Exclude the pictures and return every line exactly as written.
>> Start Records supplied
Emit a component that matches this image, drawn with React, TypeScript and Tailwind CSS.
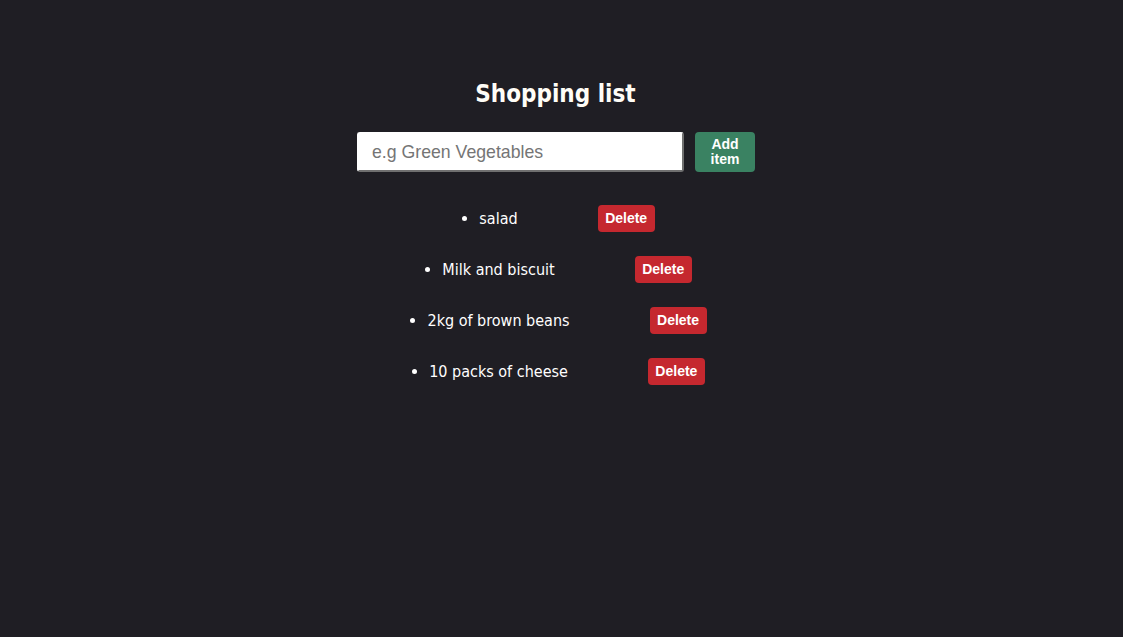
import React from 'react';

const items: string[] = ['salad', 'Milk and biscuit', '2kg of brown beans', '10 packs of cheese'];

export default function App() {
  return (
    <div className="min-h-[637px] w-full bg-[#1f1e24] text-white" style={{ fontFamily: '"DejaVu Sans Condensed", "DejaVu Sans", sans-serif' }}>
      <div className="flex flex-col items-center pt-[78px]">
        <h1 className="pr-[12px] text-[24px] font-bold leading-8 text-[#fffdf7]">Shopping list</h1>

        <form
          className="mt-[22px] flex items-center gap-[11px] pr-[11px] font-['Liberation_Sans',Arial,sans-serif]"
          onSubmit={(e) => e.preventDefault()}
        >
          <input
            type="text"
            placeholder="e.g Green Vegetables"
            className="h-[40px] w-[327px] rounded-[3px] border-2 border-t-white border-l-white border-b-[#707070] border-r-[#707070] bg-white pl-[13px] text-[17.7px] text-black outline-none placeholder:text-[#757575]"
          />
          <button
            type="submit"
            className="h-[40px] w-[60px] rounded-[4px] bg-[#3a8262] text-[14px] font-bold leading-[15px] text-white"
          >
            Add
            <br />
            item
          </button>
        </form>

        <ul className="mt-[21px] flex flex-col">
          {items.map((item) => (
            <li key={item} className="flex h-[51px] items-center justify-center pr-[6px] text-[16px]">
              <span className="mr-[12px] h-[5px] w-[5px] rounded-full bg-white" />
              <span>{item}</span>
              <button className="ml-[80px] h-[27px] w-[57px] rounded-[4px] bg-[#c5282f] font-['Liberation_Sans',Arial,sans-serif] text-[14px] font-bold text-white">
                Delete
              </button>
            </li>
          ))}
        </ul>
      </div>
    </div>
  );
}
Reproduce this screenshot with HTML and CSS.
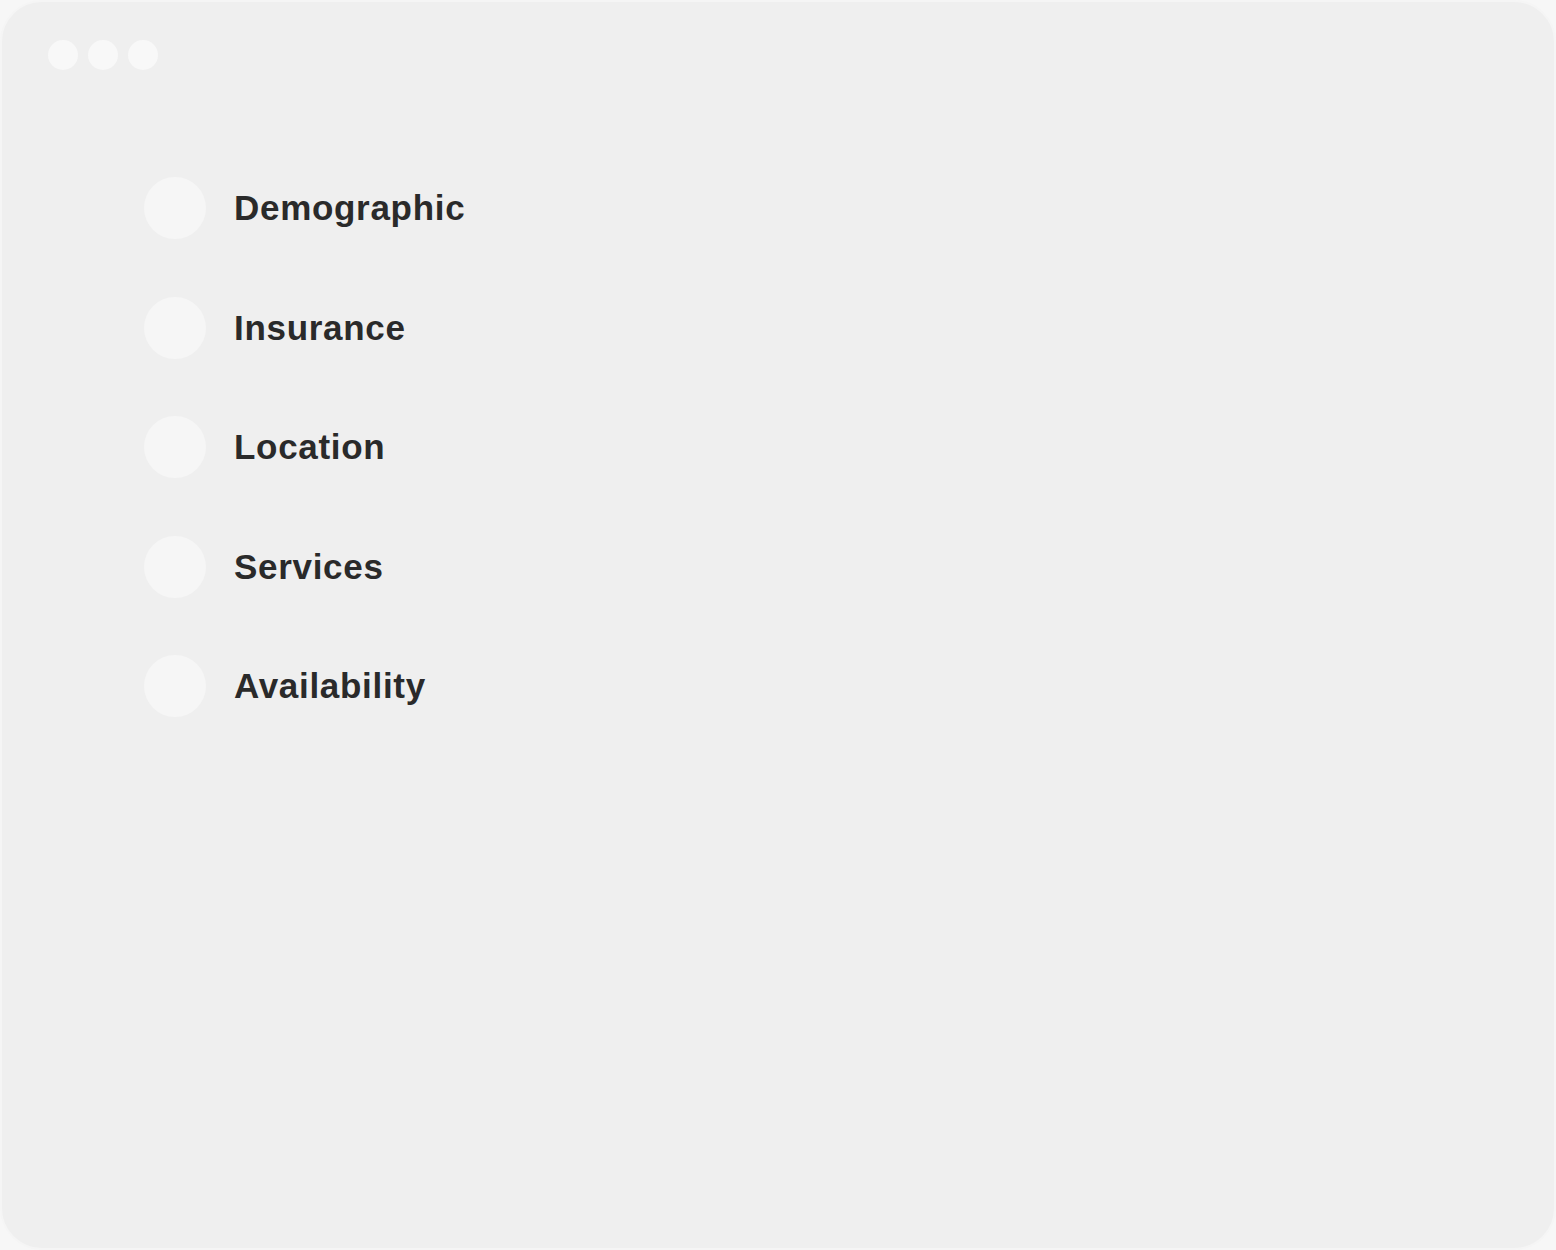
>> End Records supplied
→ **Solution to the problem**:
Emit a component that matches this image, drawn with React, TypeScript and Tailwind CSS.
import React from 'react';

const items: string[] = ['salad', 'Milk and biscuit', '2kg of brown beans', '10 packs of cheese'];

export default function App() {
  return (
    <div className="min-h-[637px] w-full bg-[#1f1e24] text-white" style={{ fontFamily: '"DejaVu Sans Condensed", "DejaVu Sans", sans-serif' }}>
      <div className="flex flex-col items-center pt-[78px]">
        <h1 className="pr-[12px] text-[24px] font-bold leading-8 text-[#fffdf7]">Shopping list</h1>

        <form
          className="mt-[22px] flex items-center gap-[11px] pr-[11px] font-['Liberation_Sans',Arial,sans-serif]"
          onSubmit={(e) => e.preventDefault()}
        >
          <input
            type="text"
            placeholder="e.g Green Vegetables"
            className="h-[40px] w-[327px] rounded-[3px] border-2 border-t-white border-l-white border-b-[#707070] border-r-[#707070] bg-white pl-[13px] text-[17.7px] text-black outline-none placeholder:text-[#757575]"
          />
          <button
            type="submit"
            className="h-[40px] w-[60px] rounded-[4px] bg-[#3a8262] text-[14px] font-bold leading-[15px] text-white"
          >
            Add
            <br />
            item
          </button>
        </form>

        <ul className="mt-[21px] flex flex-col">
          {items.map((item) => (
            <li key={item} className="flex h-[51px] items-center justify-center pr-[6px] text-[16px]">
              <span className="mr-[12px] h-[5px] w-[5px] rounded-full bg-white" />
              <span>{item}</span>
              <button className="ml-[80px] h-[27px] w-[57px] rounded-[4px] bg-[#c5282f] font-['Liberation_Sans',Arial,sans-serif] text-[14px] font-bold text-white">
                Delete
              </button>
            </li>
          ))}
        </ul>
      </div>
    </div>
  );
}
Reproduce this screenshot with HTML and CSS.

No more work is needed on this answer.